◆ PROVIDED RECORDS
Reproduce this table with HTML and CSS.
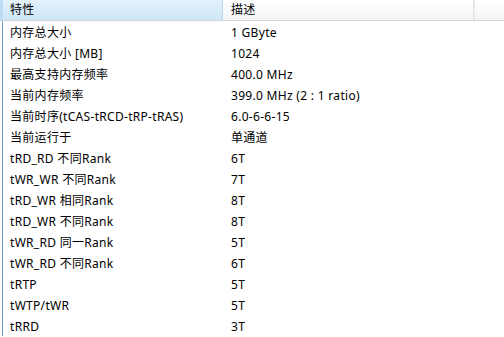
FILE: index.html
```html
<!DOCTYPE html>
<html>
<head>
<meta charset="utf-8">
<link rel="stylesheet" href="styles.css">
</head>
<body>
<div class="list">
  <div class="head">
    <div class="hcell sorted">特性</div>
    <div class="hcell">描述</div>
    <div class="hcell rest"></div>
  </div>
  <div class="rows">
    <div class="row"><span class="c1">内存总大小</span><span class="c2">1 GByte</span></div>
    <div class="row"><span class="c1">内存总大小 [MB]</span><span class="c2">1024</span></div>
    <div class="row"><span class="c1">最高支持内存频率</span><span class="c2">400.0 MHz</span></div>
    <div class="row"><span class="c1">当前内存频率</span><span class="c2">399.0 MHz (2 : 1 ratio)</span></div>
    <div class="row"><span class="c1">当前时序(tCAS-tRCD-tRP-tRAS)</span><span class="c2">6.0-6-6-15</span></div>
    <div class="row"><span class="c1">当前运行于</span><span class="c2">单通道</span></div>
    <div class="row"><span class="c1">tRD_RD 不同Rank</span><span class="c2">6T</span></div>
    <div class="row"><span class="c1">tWR_WR 不同Rank</span><span class="c2">7T</span></div>
    <div class="row"><span class="c1">tRD_WR 相同Rank</span><span class="c2">8T</span></div>
    <div class="row"><span class="c1">tRD_WR 不同Rank</span><span class="c2">8T</span></div>
    <div class="row"><span class="c1">tWR_RD 同一Rank</span><span class="c2">5T</span></div>
    <div class="row"><span class="c1">tWR_RD 不同Rank</span><span class="c2">6T</span></div>
    <div class="row"><span class="c1">tRTP</span><span class="c2">5T</span></div>
    <div class="row"><span class="c1">tWTP/tWR</span><span class="c2">5T</span></div>
    <div class="row"><span class="c1">tRRD</span><span class="c2">3T</span></div>
  </div>
</div>
</body>
</html>
```
FILE: styles.css
```css
html, body {
  margin: 0;
  padding: 0;
  background: #ffffff;
}
body {
  font-family: "Noto Sans", "Noto Sans CJK SC", sans-serif;
  font-size: 12px;
  letter-spacing: 0.3px;
  color: #000;
  overflow: hidden;
  width: 504px;
  height: 337px;
}
.list {
  display: flex;
  flex-direction: column;
}
.head {
  display: flex;
  height: 20px;
  border-bottom: 1px solid #d5d5d5;
  background: linear-gradient(#ffffff, #f3f4f6);
}
.hcell {
  box-sizing: border-box;
  width: 251px;
  padding-left: 8px;
  line-height: 20px;
  border-right: 1px solid #e3e4e6;
}
.hcell.sorted {
  width: 223px;
  background: linear-gradient(#e4f2fc, #cde6f7);
  border-left: 3px solid #bcdcf4;
  padding-left: 7px;
  border-right: 1px solid #c0d9ee;
}
.hcell.rest {
  flex: 1;
  border-right: none;
  border-left: 1px solid #e9eaec;
}
.rows {
  border-left: 1px solid #6f9bd1;
  margin-left: 2px;
}
.row {
  display: flex;
  height: 21px;
  line-height: 21px;
  padding-top: 1px;
  box-sizing: border-box;
}
.c1 {
  width: 220px;
  padding-left: 7px;
  box-sizing: border-box;
}
.c2 {
  padding-left: 8px;
}
```
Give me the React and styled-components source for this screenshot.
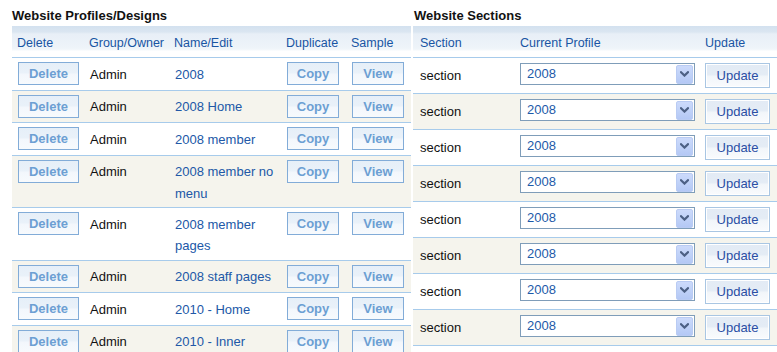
import React from "react";
import styled, { createGlobalStyle } from "styled-components";

const GlobalStyle = createGlobalStyle`
  html, body {
    margin: 0;
    padding: 0;
    overflow: hidden;
    background: #ffffff;
  }
  body {
    font-family: "Liberation Sans", Arial, sans-serif;
    font-size: 13px;
    color: #111111;
  }
`;

const Page = styled.div`
  display: flex;
  align-items: flex-start;
  gap: 2px;
  padding-left: 12px;
  width: max-content;
`;

const Panel = styled.section`
  display: flex;
  flex-direction: column;
  width: ${(p) => p.$width}px;
`;

const Title = styled.h2`
  margin: 0;
  padding: 8px 0 2px ${(p) => p.$indent || 0}px;
  font-size: 13px;
  line-height: 16px;
  font-weight: bold;
  color: #121212;
`;

const Table = styled.table`
  width: 100%;
  border-collapse: separate;
  border-spacing: 0;
  table-layout: fixed;
`;

const Th = styled.th`
  box-sizing: border-box;
  height: 32px;
  padding: 3px 0 0 ${(p) => p.$pad}px;
  text-align: left;
  vertical-align: middle;
  font-size: 12.5px;
  line-height: 16px;
  font-weight: normal;
  color: #1855a3;
  border-bottom: 1px solid #a7cbeb;
  background: linear-gradient(
    to bottom,
    #d3e1ef 0px,
    #dbe6f1 6px,
    #e8eff7 8px,
    #eef4f9 22px,
    #f4f8fb 24px,
    #ffffff 25px
  );
`;

const Td = styled.td`
  padding: ${(p) => (p.$tall ? "5px 4px 5px 7px" : "4.25px 4px 4.25px 6px")};
  vertical-align: top;
  line-height: ${(p) => (p.$tall ? "25px" : "21.5px")};
  font-size: 13px;
  color: #111111;
  border-bottom: 1px solid #a7cbeb;
  background: ${(p) => (p.$alt ? "#f5f4ed" : "#ffffff")};
`;

const CellText = styled.span`
  display: block;
  padding-top: 1.5px;
  margin-bottom: -1.5px;
  color: ${(p) => (p.$link ? "#2158a7" : "#111111")};
  cursor: ${(p) => (p.$link ? "pointer" : "default")};
`;

const SmallButton = styled.button`
  display: block;
  box-sizing: border-box;
  width: ${(p) => p.$width}px;
  height: 23px;
  margin: 0;
  padding: 0;
  border: 1px solid #82acd8;
  background: linear-gradient(
    to bottom,
    #e6eff8 0%,
    #e9f1f9 45%,
    #f3f7fc 55%,
    #f7fafd 100%
  );
  font-family: "Liberation Sans", Arial, sans-serif;
  font-size: 13px;
  font-weight: bold;
  line-height: 21px;
  color: #6c9fd3;
  text-align: center;
  cursor: pointer;
`;

const UpdateButton = styled.button`
  display: block;
  box-sizing: border-box;
  width: 65px;
  height: 25px;
  margin: 0;
  padding: 0;
  border: 1px solid #a9c6e3;
  box-shadow: inset 0 0 0 1px #ffffff;
  background: linear-gradient(
    to bottom,
    #e3ebf5 0%,
    #e4ecf5 45%,
    #f2f6fa 55%,
    #f9fbfd 100%
  );
  font-family: "Liberation Sans", Arial, sans-serif;
  font-size: 13px;
  line-height: 24px;
  color: #2a4ea4;
  text-align: center;
  cursor: pointer;
`;

const SelectBox = styled.div`
  box-sizing: border-box;
  width: 175px;
  height: 22px;
  border: 1px solid #7f9db9;
  background: #ffffff;
  display: flex;
  align-items: center;
  justify-content: space-between;
  padding: 0 1px 0 6px;
`;

const SelectValue = styled.span`
  color: #1d5aa9;
  font-size: 13px;
  line-height: 20px;
`;

const ArrowButton = styled.span`
  box-sizing: border-box;
  width: 17px;
  height: 19px;
  display: flex;
  align-items: center;
  justify-content: center;
  border: 1px solid #b9cbf3;
  border-radius: 2px;
  background: linear-gradient(to bottom, #ccdafb 0%, #c0d2f8 50%, #b4c8f5 100%);
`;

const profiles = [
  "2008",
  "2008 Home",
  "2008 member",
  "2008 member no menu",
  "2008 member pages",
  "2008 staff pages",
  "2010 - Home",
  "2010 - Inner",
];

const leftCols = [
  { label: "Delete", width: 72 },
  { label: "Group/Owner", width: 85 },
  { label: "Name/Edit", width: 112 },
  { label: "Duplicate", width: 65 },
  { label: "Sample", width: 65 },
];

const rightCols = [
  { label: "Section", width: 100 },
  { label: "Current Profile", width: 185 },
  { label: "Update", width: 92 },
];

function Chevron() {
  return (
    <svg width="9" height="6" viewBox="0 0 9 6" aria-hidden="true">
      <path
        d="M1 1.2 L4.5 4.6 L8 1.2"
        fill="none"
        stroke="#4d6185"
        strokeWidth="2.2"
        strokeLinecap="square"
      />
    </svg>
  );
}

function ProfilesPanel() {
  return (
    <Panel $width={399}>
      <Title>Website Profiles/Designs</Title>
      <Table>
        <colgroup>
          {leftCols.map((c) => (
            <col key={c.label} style={{ width: c.width }} />
          ))}
        </colgroup>
        <thead>
          <tr>
            {leftCols.map((c) => (
              <Th key={c.label} $pad={5}>
                {c.label}
              </Th>
            ))}
          </tr>
        </thead>
        <tbody>
          {profiles.map((name, i) => {
            const alt = i % 2 === 1;
            return (
              <tr key={name}>
                <Td $alt={alt}>
                  <SmallButton $width={61}>Delete</SmallButton>
                </Td>
                <Td $alt={alt}>
                  <CellText>Admin</CellText>
                </Td>
                <Td $alt={alt}>
                  <CellText $link>{name}</CellText>
                </Td>
                <Td $alt={alt}>
                  <SmallButton $width={52}>Copy</SmallButton>
                </Td>
                <Td $alt={alt}>
                  <SmallButton $width={52}>View</SmallButton>
                </Td>
              </tr>
            );
          })}
        </tbody>
      </Table>
    </Panel>
  );
}

function SectionsPanel() {
  return (
    <Panel $width={377}>
      <Title $indent={1}>Website Sections</Title>
      <Table>
        <colgroup>
          {rightCols.map((c) => (
            <col key={c.label} style={{ width: c.width }} />
          ))}
        </colgroup>
        <thead>
          <tr>
            {rightCols.map((c) => (
              <Th key={c.label} $pad={7}>
                {c.label}
              </Th>
            ))}
          </tr>
        </thead>
        <tbody>
          {Array.from({ length: 8 }).map((_, i) => {
            const alt = i % 2 === 1;
            return (
              <tr key={i}>
                <Td $tall $alt={alt}>
                  section
                </Td>
                <Td $tall $alt={alt}>
                  <SelectBox>
                    <SelectValue>2008</SelectValue>
                    <ArrowButton>
                      <Chevron />
                    </ArrowButton>
                  </SelectBox>
                </Td>
                <Td $tall $alt={alt}>
                  <UpdateButton>Update</UpdateButton>
                </Td>
              </tr>
            );
          })}
        </tbody>
      </Table>
    </Panel>
  );
}

export default function App() {
  return (
    <>
      <GlobalStyle />
      <Page>
        <ProfilesPanel />
        <SectionsPanel />
      </Page>
    </>
  );
}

◆ THE REQUEST
Find the string "React" in the entries above and return each line that holds it.

◆ FINISHED ANSWER
Give me the React and styled-components source for this screenshot.
import React from "react";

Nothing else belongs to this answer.